Setelah beberapa hari melihat adegan itu, hatinya tergerak: kok kelihatannya enak. Dia pun bertekad untuk menjadi seperti mereka.
Tiap pukul 02.00, dia bangun. Berangkat ke pasar. Naik motor. Kulakan sayur. Lalu ke toko yang ada di dalam pasar itu juga—kulakan sembako.
Dua tahun kemudian, dia bisa membeli sebidang tanah kecil di sebelah rumah orang tua. Dua tahun berikutnya, dia bisa membangun rumah kecil. Dua tahun setelahnya lagi, dia bisa membeli mobil kecil. Mobil itu jarang dipakai—dieman-eman.
Kini, dia ke pasar memang tidak naik motor roda dua lagi. Sudah meningkat: roda tiga. Dia sudah membeli motor yang memiliki bak di bagian belakangnya.
Sang suami selalu memuji keuletan istrinya. Tiap hari bangun pukul 02.00 demi keluarga—pun saat hujan deras.
Pernah si suami merayu, “Ini kan lagi hujan deras, liburlah jualan.”
Sang istri justru menjawab, “Hujan begini kesempatan dapat uang. Banyak yang tidak jualan.”

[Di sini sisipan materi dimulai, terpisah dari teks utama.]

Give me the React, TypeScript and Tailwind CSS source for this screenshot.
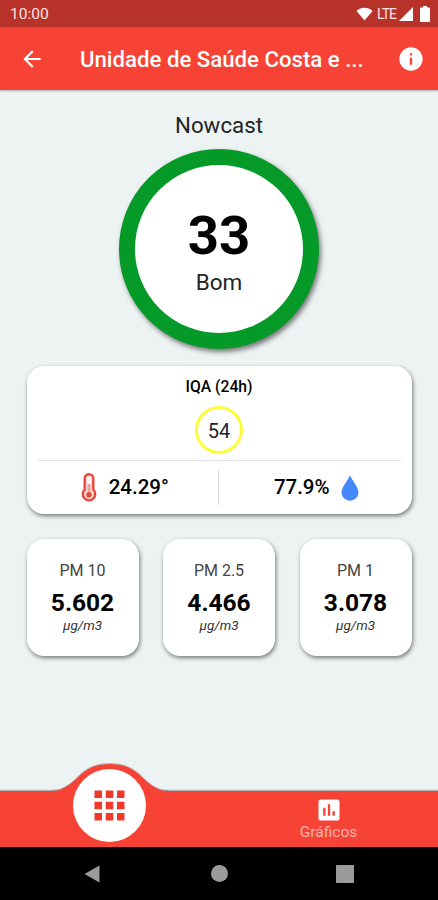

Sang suami sangat patuh kepada istri, termasuk dalam hal keuangan. Dia tidak mau mengganggu administrasi keuangan keluarga. Soal uang sepenuhnya diatur oleh istri.
Sang suami tetap bekerja naik sepeda motor. Mobil baru dipakai jika pergi bersama keluarga—terutama bersama mertua.
"Soal uang, saya minta dijatah saja. Tiap hari Rp 20.000. Pokoknya cukup untuk beli bensin ke pabrik, pulang-pergi," katanya.
Kadang, jatah uang harian itu menyulitkan.
"Suatu saat ban motor kempis. Tidak cukup untuk tambal ban," ujarnya.
Sang istri sangat disiplin dalam mengatur keuangan. Semua anggaran belanja ditetapkan sejak awal dan tidak boleh dilanggar: uang harian suami Rp 20.000, uang belanja ibu Rp 20.000, uang saku anak sekolah Rp 2.000 sampai Rp 4.000—masih harus ditabung untuk membeli seragam. Anak bungsunya bahkan belum punya seragam.
Lalu, jatah menabung untuk THR pelanggan Rp 50.000.
Sejak kapan jatah uang untuk ibunda yang Rp 20.000 itu?
"Sudah lama. Lebih dari lima tahun."
"Tidak pernah naik?"
"Tidak."
"Tidak pernah?"
"Oh iya, mestinya naik ya..." katanya, sambil jarinya menutup mulutnya.
Wanita Disway ini bernama Solehah.
Saya ingin orang seperti Solehah yang menjadi CEO Danantara.